▸ **Required work**
Without including any pictures, write out the listing below exactly.

▸ **Raw data**

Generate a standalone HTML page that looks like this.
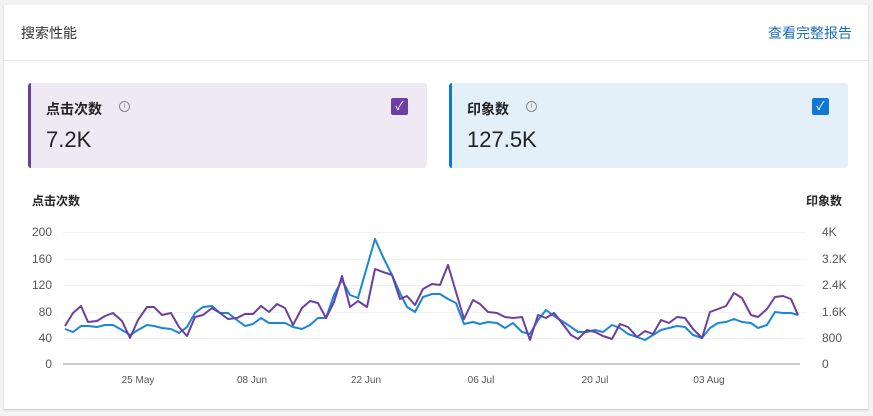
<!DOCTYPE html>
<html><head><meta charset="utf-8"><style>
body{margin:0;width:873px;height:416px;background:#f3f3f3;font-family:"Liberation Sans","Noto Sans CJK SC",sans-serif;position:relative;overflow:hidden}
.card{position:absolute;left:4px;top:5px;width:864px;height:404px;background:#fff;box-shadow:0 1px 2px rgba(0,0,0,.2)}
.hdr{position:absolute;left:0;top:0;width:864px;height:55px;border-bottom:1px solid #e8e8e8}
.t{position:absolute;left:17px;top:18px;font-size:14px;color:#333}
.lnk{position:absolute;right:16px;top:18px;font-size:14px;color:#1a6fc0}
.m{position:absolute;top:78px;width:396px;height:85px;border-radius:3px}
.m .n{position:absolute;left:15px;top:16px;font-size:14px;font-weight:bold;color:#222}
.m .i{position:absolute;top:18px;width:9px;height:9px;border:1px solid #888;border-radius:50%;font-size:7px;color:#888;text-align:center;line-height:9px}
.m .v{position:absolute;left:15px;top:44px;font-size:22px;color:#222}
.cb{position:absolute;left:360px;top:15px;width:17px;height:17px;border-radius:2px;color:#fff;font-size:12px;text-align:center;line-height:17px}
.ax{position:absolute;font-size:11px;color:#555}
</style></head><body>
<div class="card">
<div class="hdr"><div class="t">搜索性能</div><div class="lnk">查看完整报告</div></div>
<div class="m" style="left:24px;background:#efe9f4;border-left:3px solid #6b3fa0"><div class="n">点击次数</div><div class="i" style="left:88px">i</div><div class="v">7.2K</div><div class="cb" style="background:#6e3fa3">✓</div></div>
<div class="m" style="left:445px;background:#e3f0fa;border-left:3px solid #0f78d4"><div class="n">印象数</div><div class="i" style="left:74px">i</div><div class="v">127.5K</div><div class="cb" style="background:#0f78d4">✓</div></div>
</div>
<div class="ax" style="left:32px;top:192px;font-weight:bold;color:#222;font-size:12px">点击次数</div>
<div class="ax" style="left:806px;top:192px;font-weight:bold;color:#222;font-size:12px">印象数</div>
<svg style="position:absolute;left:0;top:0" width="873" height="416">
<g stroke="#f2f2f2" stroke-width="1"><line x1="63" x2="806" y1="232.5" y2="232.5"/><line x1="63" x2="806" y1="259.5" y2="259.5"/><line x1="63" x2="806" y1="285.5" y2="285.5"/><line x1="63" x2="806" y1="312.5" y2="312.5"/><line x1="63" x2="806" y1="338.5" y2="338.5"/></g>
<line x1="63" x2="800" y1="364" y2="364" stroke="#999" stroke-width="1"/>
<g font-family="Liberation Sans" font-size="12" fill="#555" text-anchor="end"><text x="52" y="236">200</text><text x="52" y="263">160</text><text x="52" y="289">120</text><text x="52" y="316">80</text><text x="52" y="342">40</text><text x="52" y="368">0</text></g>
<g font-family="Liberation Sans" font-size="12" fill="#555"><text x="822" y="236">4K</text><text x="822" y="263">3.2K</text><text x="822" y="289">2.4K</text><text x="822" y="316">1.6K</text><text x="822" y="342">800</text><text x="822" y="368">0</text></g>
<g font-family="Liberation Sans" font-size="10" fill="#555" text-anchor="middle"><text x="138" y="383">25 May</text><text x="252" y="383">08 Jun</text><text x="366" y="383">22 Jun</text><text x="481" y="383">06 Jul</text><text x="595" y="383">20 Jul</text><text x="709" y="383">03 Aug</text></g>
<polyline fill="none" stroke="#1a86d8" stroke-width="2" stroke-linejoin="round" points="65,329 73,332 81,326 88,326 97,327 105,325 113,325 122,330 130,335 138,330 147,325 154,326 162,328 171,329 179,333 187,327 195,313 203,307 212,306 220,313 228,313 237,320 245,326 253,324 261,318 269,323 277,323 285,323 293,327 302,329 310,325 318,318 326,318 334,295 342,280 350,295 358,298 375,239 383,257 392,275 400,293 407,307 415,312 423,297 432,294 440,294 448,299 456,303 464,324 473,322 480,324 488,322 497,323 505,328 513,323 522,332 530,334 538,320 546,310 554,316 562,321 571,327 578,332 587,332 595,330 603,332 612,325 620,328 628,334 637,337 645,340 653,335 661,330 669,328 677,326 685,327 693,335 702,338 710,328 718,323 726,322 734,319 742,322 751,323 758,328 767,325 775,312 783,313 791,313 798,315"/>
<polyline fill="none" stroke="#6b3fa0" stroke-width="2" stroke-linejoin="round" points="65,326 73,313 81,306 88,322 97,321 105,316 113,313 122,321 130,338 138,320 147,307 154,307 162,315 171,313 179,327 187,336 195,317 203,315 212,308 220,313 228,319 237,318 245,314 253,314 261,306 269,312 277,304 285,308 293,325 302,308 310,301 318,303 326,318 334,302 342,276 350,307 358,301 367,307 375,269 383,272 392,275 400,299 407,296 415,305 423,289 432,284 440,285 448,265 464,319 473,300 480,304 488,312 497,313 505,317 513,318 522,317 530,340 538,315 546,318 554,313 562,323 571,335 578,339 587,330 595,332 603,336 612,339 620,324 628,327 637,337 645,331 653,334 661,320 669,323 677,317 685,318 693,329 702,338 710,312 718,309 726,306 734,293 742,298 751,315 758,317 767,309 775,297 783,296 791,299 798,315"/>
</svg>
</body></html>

▸ **Problem solution**
Generate a standalone HTML page that looks like this.
<!DOCTYPE html>
<html><head><meta charset="utf-8"><style>
body{margin:0;width:873px;height:416px;background:#f3f3f3;font-family:"Liberation Sans","Noto Sans CJK SC",sans-serif;position:relative;overflow:hidden}
.card{position:absolute;left:4px;top:5px;width:864px;height:404px;background:#fff;box-shadow:0 1px 2px rgba(0,0,0,.2)}
.hdr{position:absolute;left:0;top:0;width:864px;height:55px;border-bottom:1px solid #e8e8e8}
.t{position:absolute;left:17px;top:18px;font-size:14px;color:#333}
.lnk{position:absolute;right:16px;top:18px;font-size:14px;color:#1a6fc0}
.m{position:absolute;top:78px;width:396px;height:85px;border-radius:3px}
.m .n{position:absolute;left:15px;top:16px;font-size:14px;font-weight:bold;color:#222}
.m .i{position:absolute;top:18px;width:9px;height:9px;border:1px solid #888;border-radius:50%;font-size:7px;color:#888;text-align:center;line-height:9px}
.m .v{position:absolute;left:15px;top:44px;font-size:22px;color:#222}
.cb{position:absolute;left:360px;top:15px;width:17px;height:17px;border-radius:2px;color:#fff;font-size:12px;text-align:center;line-height:17px}
.ax{position:absolute;font-size:11px;color:#555}
</style></head><body>
<div class="card">
<div class="hdr"><div class="t">搜索性能</div><div class="lnk">查看完整报告</div></div>
<div class="m" style="left:24px;background:#efe9f4;border-left:3px solid #6b3fa0"><div class="n">点击次数</div><div class="i" style="left:88px">i</div><div class="v">7.2K</div><div class="cb" style="background:#6e3fa3">✓</div></div>
<div class="m" style="left:445px;background:#e3f0fa;border-left:3px solid #0f78d4"><div class="n">印象数</div><div class="i" style="left:74px">i</div><div class="v">127.5K</div><div class="cb" style="background:#0f78d4">✓</div></div>
</div>
<div class="ax" style="left:32px;top:192px;font-weight:bold;color:#222;font-size:12px">点击次数</div>
<div class="ax" style="left:806px;top:192px;font-weight:bold;color:#222;font-size:12px">印象数</div>
<svg style="position:absolute;left:0;top:0" width="873" height="416">
<g stroke="#f2f2f2" stroke-width="1"><line x1="63" x2="806" y1="232.5" y2="232.5"/><line x1="63" x2="806" y1="259.5" y2="259.5"/><line x1="63" x2="806" y1="285.5" y2="285.5"/><line x1="63" x2="806" y1="312.5" y2="312.5"/><line x1="63" x2="806" y1="338.5" y2="338.5"/></g>
<line x1="63" x2="800" y1="364" y2="364" stroke="#999" stroke-width="1"/>
<g font-family="Liberation Sans" font-size="12" fill="#555" text-anchor="end"><text x="52" y="236">200</text><text x="52" y="263">160</text><text x="52" y="289">120</text><text x="52" y="316">80</text><text x="52" y="342">40</text><text x="52" y="368">0</text></g>
<g font-family="Liberation Sans" font-size="12" fill="#555"><text x="822" y="236">4K</text><text x="822" y="263">3.2K</text><text x="822" y="289">2.4K</text><text x="822" y="316">1.6K</text><text x="822" y="342">800</text><text x="822" y="368">0</text></g>
<g font-family="Liberation Sans" font-size="10" fill="#555" text-anchor="middle"><text x="138" y="383">25 May</text><text x="252" y="383">08 Jun</text><text x="366" y="383">22 Jun</text><text x="481" y="383">06 Jul</text><text x="595" y="383">20 Jul</text><text x="709" y="383">03 Aug</text></g>
<polyline fill="none" stroke="#1a86d8" stroke-width="2" stroke-linejoin="round" points="65,329 73,332 81,326 88,326 97,327 105,325 113,325 122,330 130,335 138,330 147,325 154,326 162,328 171,329 179,333 187,327 195,313 203,307 212,306 220,313 228,313 237,320 245,326 253,324 261,318 269,323 277,323 285,323 293,327 302,329 310,325 318,318 326,318 334,295 342,280 350,295 358,298 375,239 383,257 392,275 400,293 407,307 415,312 423,297 432,294 440,294 448,299 456,303 464,324 473,322 480,324 488,322 497,323 505,328 513,323 522,332 530,334 538,320 546,310 554,316 562,321 571,327 578,332 587,332 595,330 603,332 612,325 620,328 628,334 637,337 645,340 653,335 661,330 669,328 677,326 685,327 693,335 702,338 710,328 718,323 726,322 734,319 742,322 751,323 758,328 767,325 775,312 783,313 791,313 798,315"/>
<polyline fill="none" stroke="#6b3fa0" stroke-width="2" stroke-linejoin="round" points="65,326 73,313 81,306 88,322 97,321 105,316 113,313 122,321 130,338 138,320 147,307 154,307 162,315 171,313 179,327 187,336 195,317 203,315 212,308 220,313 228,319 237,318 245,314 253,314 261,306 269,312 277,304 285,308 293,325 302,308 310,301 318,303 326,318 334,302 342,276 350,307 358,301 367,307 375,269 383,272 392,275 400,299 407,296 415,305 423,289 432,284 440,285 448,265 464,319 473,300 480,304 488,312 497,313 505,317 513,318 522,317 530,340 538,315 546,318 554,313 562,323 571,335 578,339 587,330 595,332 603,336 612,339 620,324 628,327 637,337 645,331 653,334 661,320 669,323 677,317 685,318 693,329 702,338 710,312 718,309 726,306 734,293 742,298 751,315 758,317 767,309 775,297 783,296 791,299 798,315"/>
</svg>
</body></html>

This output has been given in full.